CDIC insures eligible deposits at each CDIC member institution up to a maximum of $100,000 (principal and interest combined) per depositor (or, in the case of joint deposits, per set of joint owners), in each of the following:

  1. savings held in one name,
  2. joint deposits (savings held in more than one name),
  3. savings held in trust for another person,
  4. savings held in Registered Retirement Savings Plans (RRSPs),
  5. savings held in Registered Retirement Income Funds (RRIFs),
  6. savings held in Tax-Free Savings Accounts (TFSAs), and
  7. money held for paying realty taxes on mortgaged property.

To be eligible for deposit insurance, deposits must be payable in Canada and in Canadian currency.
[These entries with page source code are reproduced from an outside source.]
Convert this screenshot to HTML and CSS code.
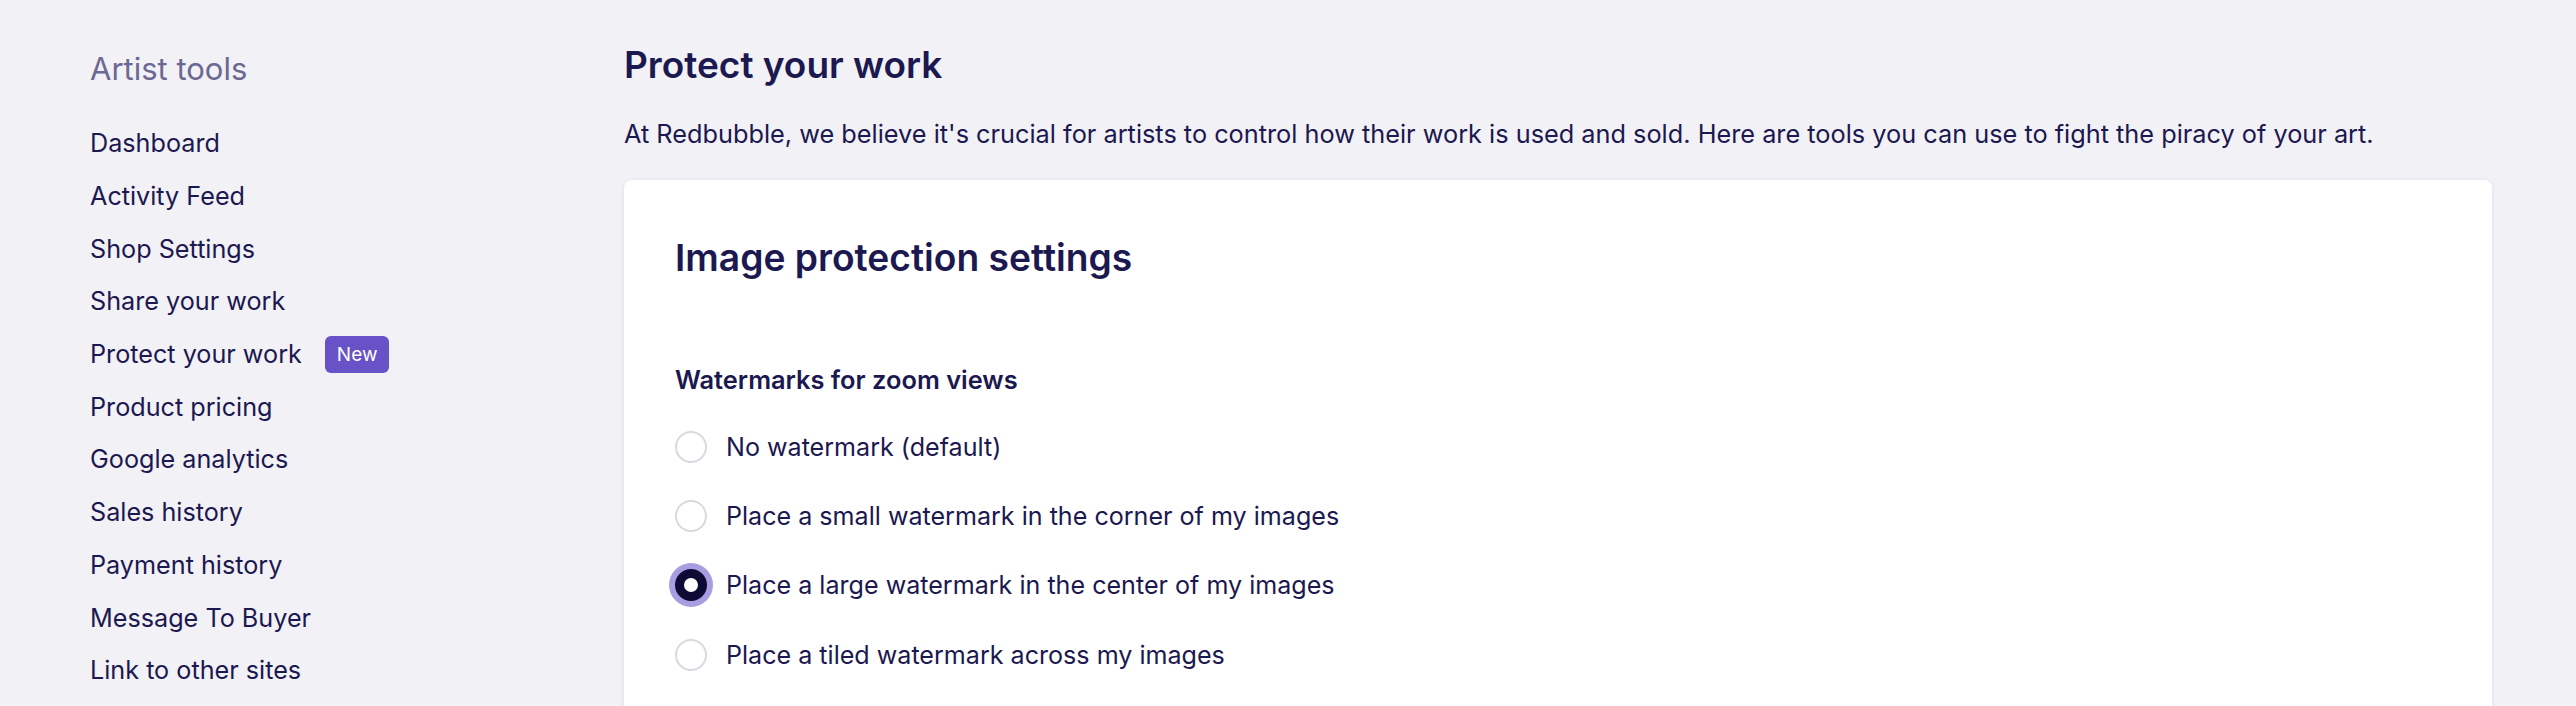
FILE: index.html
```html
<!DOCTYPE html>
<html lang="en">
<head>
    <meta charset="UTF-8">
    <meta name="viewport" content="width=device-width, initial-scale=1.0">
    <title>Protect your work</title>
    <link rel="stylesheet" href="styles.css">
</head>
<body>
    <div class="page">
        <aside class="sidebar">
            <h3 class="sidebar-title">Artist tools</h3>
            <ul class="nav">
                <li><a href="#">Dashboard</a></li>
                <li><a href="#">Activity Feed</a></li>
                <li><a href="#">Shop Settings</a></li>
                <li><a href="#">Share your work</a></li>
                <li><a href="#">Protect your work</a><span class="badge">New</span></li>
                <li><a href="#">Product pricing</a></li>
                <li><a href="#">Google analytics</a></li>
                <li><a href="#">Sales history</a></li>
                <li><a href="#">Payment history</a></li>
                <li><a href="#">Message To Buyer</a></li>
                <li><a href="#">Link to other sites</a></li>
            </ul>
        </aside>

        <main class="main">
            <h1 class="page-title">Protect your work</h1>
            <p class="intro">At Redbubble, we believe it's crucial for artists to control how their work is used and sold. Here are tools you can use to fight the piracy of your art.</p>

            <div class="card">
                <h2 class="card-title">Image protection settings</h2>

                <div class="field">
                    <div class="field-label">Watermarks for zoom views</div>
                    <label class="option">
                        <input type="radio" name="watermark" value="none">
                        <span>No watermark (default)</span>
                    </label>
                    <label class="option">
                        <input type="radio" name="watermark" value="small">
                        <span>Place a small watermark in the corner of my images</span>
                    </label>
                    <label class="option">
                        <input type="radio" name="watermark" value="large" checked>
                        <span>Place a large watermark in the center of my images</span>
                    </label>
                    <label class="option">
                        <input type="radio" name="watermark" value="tiled">
                        <span>Place a tiled watermark across my images</span>
                    </label>
                </div>
            </div>
        </main>
    </div>
</body>
</html>
```

FILE: styles.css
```css
body {
    font-family: Inter, "Noto Sans", sans-serif;
    background-color: #f1f1f6;
    color: #1c1850;
    margin: 0;
    padding: 0;
}
.page {
    display: flex;
    gap: 64px;
    padding: 43px 84px 0 90px;
}
.sidebar {
    width: 470px;
    flex-shrink: 0;
}
.sidebar-title {
    margin: 6px 0 28px;
    font-size: 31px;
    line-height: 40px;
    font-weight: 400;
    color: #6c6893;
}
.nav {
    list-style: none;
    margin: 0;
    padding: 0;
}
.nav li {
    display: flex;
    align-items: center;
    height: 52.7px;
    font-size: 25.2px;
}
.nav a {
    color: #1c1850;
    text-decoration: none;
}
.badge {
    margin-left: 23px;
    padding: 0 12px;
    height: 37px;
    line-height: 37px;
    font-size: 19px;
    color: #fff;
    background-color: #6752c8;
    border-radius: 6px;
}
.main {
    flex: 1;
}
.page-title {
    margin: 0 0 27px;
    font-size: 37px;
    line-height: 44px;
    font-weight: 600;
}
.intro {
    margin: 0 0 26px;
    font-size: 25.3px;
    line-height: 40px;
}
.card {
    background-color: #fff;
    border-radius: 8px;
    box-shadow: 0 1px 4px rgba(30, 25, 80, 0.1);
    padding: 56px 52px 60px 51px;
}
.card-title {
    margin: 0 0 84px;
    font-size: 37.2px;
    line-height: 44px;
    font-weight: 600;
}
.field-label {
    font-size: 25.4px;
    line-height: 32px;
    font-weight: 600;
    margin-bottom: 16px;
}
.option {
    display: flex;
    align-items: center;
    gap: 19px;
    height: 69.3px;
    font-size: 25.1px;
    cursor: pointer;
}
.option input {
    appearance: none;
    margin: 0;
    width: 32px;
    height: 32px;
    border: 2px solid #d6d9df;
    border-radius: 50%;
    background-color: #fff;
}
.option input:checked {
    border: 9px solid #0e0a36;
    box-shadow: 0 0 0 6px #a99de1;
}
```
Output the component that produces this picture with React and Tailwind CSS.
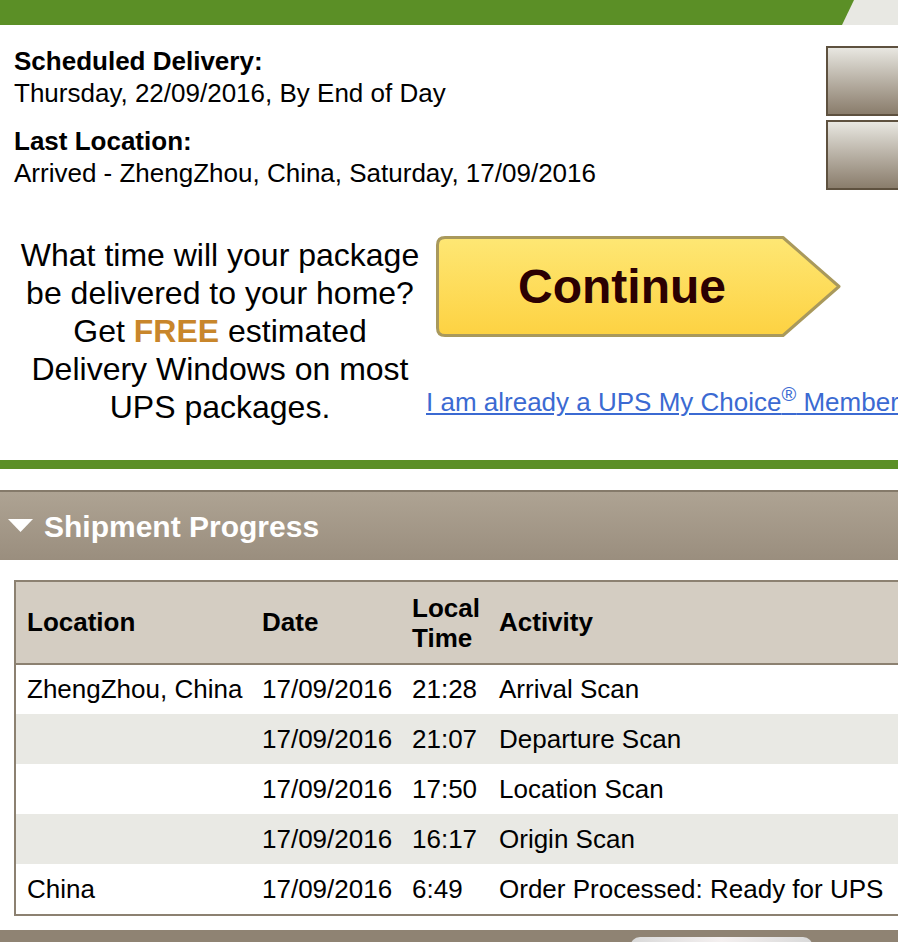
import React from 'react';

const rows = [
  { location: 'ZhengZhou, China', date: '17/09/2016', time: '21:28', activity: 'Arrival Scan' },
  { location: '', date: '17/09/2016', time: '21:07', activity: 'Departure Scan' },
  { location: '', date: '17/09/2016', time: '17:50', activity: 'Location Scan' },
  { location: '', date: '17/09/2016', time: '16:17', activity: 'Origin Scan' },
  { location: 'China', date: '17/09/2016', time: '6:49', activity: 'Order Processed: Ready for UPS' },
];

function ContinueButton() {
  return (
    <div className="relative w-[406px] h-[101px]">
      <svg className="absolute inset-0" width="406" height="101" viewBox="0 0 406 101">
        <defs>
          <linearGradient id="cont" x1="0" y1="0" x2="0" y2="1">
            <stop offset="0" stopColor="#fee774" />
            <stop offset="1" stopColor="#fdd242" />
          </linearGradient>
        </defs>
        <path
          d="M9 1.5 H347 L403 50.5 L347 99.5 H9 Q1.5 99.5 1.5 92 V9 Q1.5 1.5 9 1.5 Z"
          fill="url(#cont)"
          stroke="#a9995c"
          strokeWidth="3"
          strokeLinejoin="round"
        />
      </svg>
      <div className="absolute left-0 top-0 w-[372px] h-[101px] flex items-center justify-center">
        <span className="text-[48px] font-bold text-[#2b0002] leading-none">Continue</span>
      </div>
    </div>
  );
}

export default function App() {
  return (
    <div className="w-[898px] min-h-screen overflow-hidden bg-white text-black font-['Liberation_Sans',Arial,sans-serif]">
      {/* top bar */}
      <div className="h-[25px] bg-[#e8e8e3]">
        <div className="h-full w-[854px] bg-[#5b8f26] [clip-path:polygon(0_0,100%_0,calc(100%-12px)_100%,0_100%)]"></div>
      </div>

      {/* status */}
      <div className="flex justify-between">
        <div className="pl-[14px] pt-[20px] text-[26px] leading-[32px]">
          <div className="font-bold">Scheduled Delivery:</div>
          <div>Thursday, 22/09/2016, By End of Day</div>
          <div className="font-bold mt-[16px]">Last Location:</div>
          <div>Arrived - ZhengZhou, China, Saturday, 17/09/2016</div>
        </div>
        <div className="pt-[21px] flex flex-col gap-[4px] w-[72px] shrink-0">
          <div className="h-[70px] w-[90px] border-2 border-[#5e513f] bg-gradient-to-b from-[#e8e7e1] to-[#8a7d6c]"></div>
          <div className="h-[70px] w-[90px] border-2 border-[#5e513f] bg-gradient-to-b from-[#e8e7e1] to-[#8a7d6c]"></div>
        </div>
      </div>

      {/* promo */}
      <div className="flex items-start mt-[46px]">
        <div className="w-[426px] pl-[14px] shrink-0 text-center text-[32px] leading-[38px]">
          What time will your package be delivered to your home? Get{' '}
          <span className="font-bold text-[#c8862b]">FREE</span> estimated Delivery Windows on most UPS packages.
        </div>
        <div className="flex flex-col">
          <div className="ml-[10px]">
            <ContinueButton />
          </div>
          <a href="#" className="mt-[50px] whitespace-nowrap text-[26px] leading-[30px] text-[#3b6ad2] underline">
            I am already a UPS My Choice<sup className="text-[20px]">®</sup> Member
          </a>
        </div>
      </div>

      <div className="h-[9px] bg-[#5b8f26] mt-[34px]"></div>

      {/* shipment progress */}
      <div className="mt-[21px] h-[70px] border-t-2 border-[#857a6a] bg-gradient-to-b from-[#aea393] to-[#9a8e7e] flex items-center">
        <svg className="ml-[8px]" width="25" height="14" viewBox="0 0 25 14">
          <polygon points="0,0 25,0 12.5,13" fill="#ffffff" />
        </svg>
        <span className="ml-[11px] text-[30px] font-bold text-white">Shipment Progress</span>
      </div>

      <div className="mt-[20px] ml-[14px] w-[900px] border-2 border-[#8c8171]">
        <table className="w-full table-fixed border-collapse text-[26px]">
          <colgroup>
            <col className="w-[235px]" />
            <col className="w-[150px]" />
            <col className="w-[87px]" />
            <col />
          </colgroup>
          <thead>
            <tr className="bg-[#d4cdc2] h-[82px] border-b-2 border-[#8c8171] text-left">
              <th className="pl-[11px] font-bold">Location</th>
              <th className="pl-[11px] font-bold">Date</th>
              <th className="pl-[11px] font-bold leading-[30px]">
                Local
                <br />
                Time
              </th>
              <th className="pl-[11px] font-bold">Activity</th>
            </tr>
          </thead>
          <tbody>
            {rows.map((r, i) => (
              <tr key={i} className={`h-[50px] ${i % 2 === 1 ? 'bg-[#e9e9e4]' : 'bg-white'}`}>
                <td className="pl-[11px] whitespace-nowrap">{r.location}</td>
                <td className="pl-[11px] whitespace-nowrap">{r.date}</td>
                <td className="pl-[11px] whitespace-nowrap">{r.time}</td>
                <td className="pl-[11px] whitespace-nowrap">{r.activity}</td>
              </tr>
            ))}
          </tbody>
        </table>
      </div>

      <div className="mt-[14px] h-[20px] bg-[#8f8373] pt-[7px] pl-[630px]">
        <div className="w-[183px] h-[13px] rounded-t-[10px] bg-gradient-to-r from-[#d9d9d9] via-[#f4f0f0] to-[#d9d9d9]"></div>
      </div>
    </div>
  );
}
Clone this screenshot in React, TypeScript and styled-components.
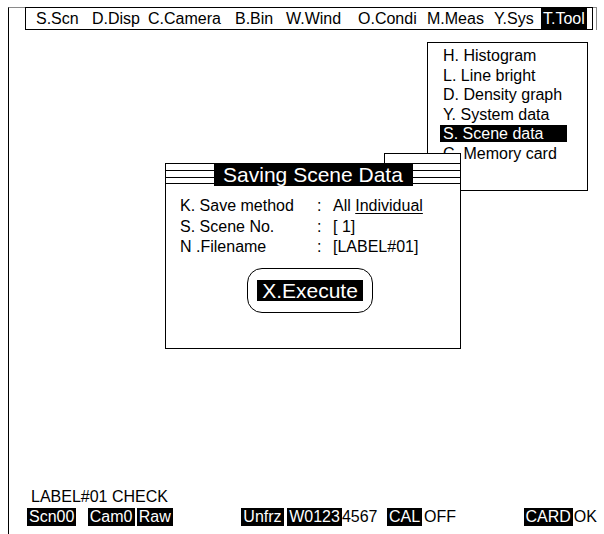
import React from "react";
import styled, { createGlobalStyle } from "styled-components";

const GlobalStyle = createGlobalStyle`
  html, body {
    margin: 0;
    padding: 0;
    background: #fff;
  }
  body {
    font-family: "Liberation Sans", Arial, sans-serif;
    color: #000;
  }
`;

const Screen = styled.div`
  position: relative;
  width: 604px;
  height: 534px;
  box-sizing: border-box;
  padding: 7px 0 0 8px;
  overflow: hidden;
  background: #fff;
`;

const Frame = styled.div`
  position: relative;
  width: 589px;
  height: 527px;
  box-sizing: border-box;
  border-left: 1px solid #000;
  border-top: 1px solid #8a8a8a;
  display: flex;
  flex-direction: column;
  &::after {
    content: "";
    position: absolute;
    top: 0;
    right: 0;
    width: 1px;
    height: 22px;
    background: #8a8a8a;
  }
`;

const MenuBar = styled.div`
  display: flex;
  align-items: stretch;
  width: 568px;
  height: 23px;
  margin: -1px 0 0 16px;
  padding-left: 10px;
  box-sizing: border-box;
  border: 1px solid #000;
  font-size: 16px;
`;

const MenuItem = styled.div<{ $w?: number; $active?: boolean }>`
  display: flex;
  align-items: center;
  width: ${(p) => (p.$w ? `${p.$w}px` : "auto")};
  padding: ${(p) => (p.$active ? "0 2px" : "0")};
  white-space: nowrap;
  background: ${(p) => (p.$active ? "#000" : "transparent")};
  color: ${(p) => (p.$active ? "#fff" : "#000")};
`;

const StatusArea = styled.div`
  margin-top: auto;
  padding: 0 0 8px 18px;
  font-size: 16px;
`;

const StatusLabel = styled.div`
  padding-left: 4px;
  line-height: 20px;
`;

const StatusRow = styled.div`
  display: flex;
  align-items: center;
  height: 19px;
`;

const StatusCell = styled.div<{ $w?: number }>`
  display: flex;
  align-items: center;
  width: ${(p) => (p.$w ? `${p.$w}px` : "auto")};
  white-space: nowrap;
`;

const Tag = styled.span`
  background: #000;
  color: #fff;
  padding: 0 2px;
  line-height: 18px;
`;

const Plain = styled.span<{ $gap?: number }>`
  margin-left: ${(p) => p.$gap ?? 0}px;
  line-height: 18px;
`;

const Dropdown = styled.div`
  position: absolute;
  left: 427px;
  top: 42px;
  width: 161px;
  height: 149px;
  box-sizing: border-box;
  border: 1px solid #000;
  background: #fff;
  padding: 3px 0 0 12px;
  font-size: 16px;
`;

const DropRow = styled.div`
  display: flex;
  align-items: center;
  height: 19.5px;
`;

const DropLabel = styled.span<{ $active?: boolean }>`
  display: inline-block;
  width: 127px;
  box-sizing: border-box;
  padding: 0 3px;
  line-height: 17px;
  white-space: nowrap;
  background: ${(p) => (p.$active ? "#000" : "transparent")};
  color: ${(p) => (p.$active ? "#fff" : "#000")};
`;

const BackWindow = styled.div`
  position: absolute;
  left: 384px;
  top: 153px;
  width: 77px;
  height: 20px;
  box-sizing: border-box;
  border: 1px solid #000;
  background: #fff;
`;

const Dialog = styled.div`
  position: absolute;
  left: 165px;
  top: 163px;
  width: 296px;
  height: 186px;
  box-sizing: border-box;
  border: 1px solid #000;
  background: #fff;
  font-size: 16px;
`;

const TitleBar = styled.div`
  display: flex;
  justify-content: center;
  height: 22px;
  background:
    linear-gradient(#000, #000) 0 6px / 100% 1px no-repeat,
    linear-gradient(#000, #000) 0 13px / 100% 1px no-repeat,
    linear-gradient(#000, #000) 0 19px / 100% 1px no-repeat;
`;

const Title = styled.div`
  width: 199px;
  height: 23px;
  margin-top: -1px;
  background: #000;
  color: #fff;
  font-size: 21px;
  line-height: 23px;
  text-align: center;
`;

const Fields = styled.div`
  display: grid;
  grid-template-columns: 137px 16px auto;
  grid-auto-rows: 20.5px;
  align-items: center;
  padding: 10px 0 0 14px;
  white-space: nowrap;
`;

const Underline = styled.span`
  text-decoration: underline;
  text-underline-offset: 2px;
`;

const ButtonWrap = styled.div`
  padding: 10px 0 0 81px;
`;

const ExecButton = styled.div`
  display: flex;
  align-items: center;
  justify-content: center;
  width: 126px;
  height: 45px;
  box-sizing: border-box;
  border: 1px solid #000;
  border-radius: 15px;
`;

const ExecLabel = styled.span`
  background: #000;
  color: #fff;
  font-size: 21px;
  line-height: 21px;
  padding: 0 5px;
`;

const menu = [
  { t: "S.Scn", w: 56 },
  { t: "D.Disp", w: 56 },
  { t: "C.Camera", w: 87 },
  { t: "B.Bin", w: 51 },
  { t: "W.Wind", w: 72 },
  { t: "O.Condi", w: 69 },
  { t: "M.Meas", w: 67 },
  { t: "Y.Sys", w: 47 },
];

const tools = [
  "H. Histogram",
  "L. Line bright",
  "D. Density graph",
  "Y. System data",
  "S. Scene data",
  "C. Memory card",
];

export default function App() {
  return (
    <>
      <GlobalStyle />
      <Screen>
        <Frame>
          <MenuBar>
            {menu.map((m) => (
              <MenuItem key={m.t} $w={m.w}>
                {m.t}
              </MenuItem>
            ))}
            <MenuItem $active>T.Tool</MenuItem>
          </MenuBar>

          <StatusArea>
            <StatusLabel>LABEL#01 CHECK</StatusLabel>
            <StatusRow>
              <StatusCell $w={61}>
                <Tag>Scn00</Tag>
              </StatusCell>
              <StatusCell $w={49}>
                <Tag>Cam0</Tag>
              </StatusCell>
              <StatusCell $w={105}>
                <Tag>Raw</Tag>
              </StatusCell>
              <StatusCell $w={46}>
                <Tag>Unfrz</Tag>
              </StatusCell>
              <StatusCell $w={100}>
                <Tag>W0123</Tag>
                <Plain>4567</Plain>
              </StatusCell>
              <StatusCell $w={137}>
                <Tag>CAL</Tag>
                <Plain $gap={2}>OFF</Plain>
              </StatusCell>
              <StatusCell>
                <Tag>CARD</Tag>
                <Plain $gap={1}>OK</Plain>
              </StatusCell>
            </StatusRow>
          </StatusArea>
        </Frame>

        <Dropdown>
          {tools.map((t) => (
            <DropRow key={t}>
              <DropLabel $active={t === "S. Scene data"}>{t}</DropLabel>
            </DropRow>
          ))}
        </Dropdown>

        <BackWindow />

        <Dialog>
          <TitleBar>
            <Title>Saving Scene Data</Title>
          </TitleBar>
          <Fields>
            <span>K. Save method</span>
            <span>:</span>
            <span>
              All <Underline>Individual</Underline>
            </span>
            <span>S. Scene No.</span>
            <span>:</span>
            <span>[ 1]</span>
            <span>N .Filename</span>
            <span>:</span>
            <span>[LABEL#01]</span>
          </Fields>
          <ButtonWrap>
            <ExecButton>
              <ExecLabel>X.Execute</ExecLabel>
            </ExecButton>
          </ButtonWrap>
        </Dialog>
      </Screen>
    </>
  );
}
As a general rule, a deposit is considered to be payable in Canada if it is held at a branch or office of a CDIC member institution in Canada.

Eligible deposits include savings accounts, chequing accounts, GICs or other term deposits with an original term to maturity of 5 years or less, money orders, certified cheques, and bank drafts issued by CDIC members, and debentures issued by loan companies that are CDIC members.

As stated above, eligible joint deposits are insured separately from deposits in each person’s own name alone at the same member institution, up to a maximum of $100,000 (principal and interest combined). However, this deposit insurance is payable per set of joint depositors; that is, the joint owners together receive a single deposit insurance payment of up to $100,000.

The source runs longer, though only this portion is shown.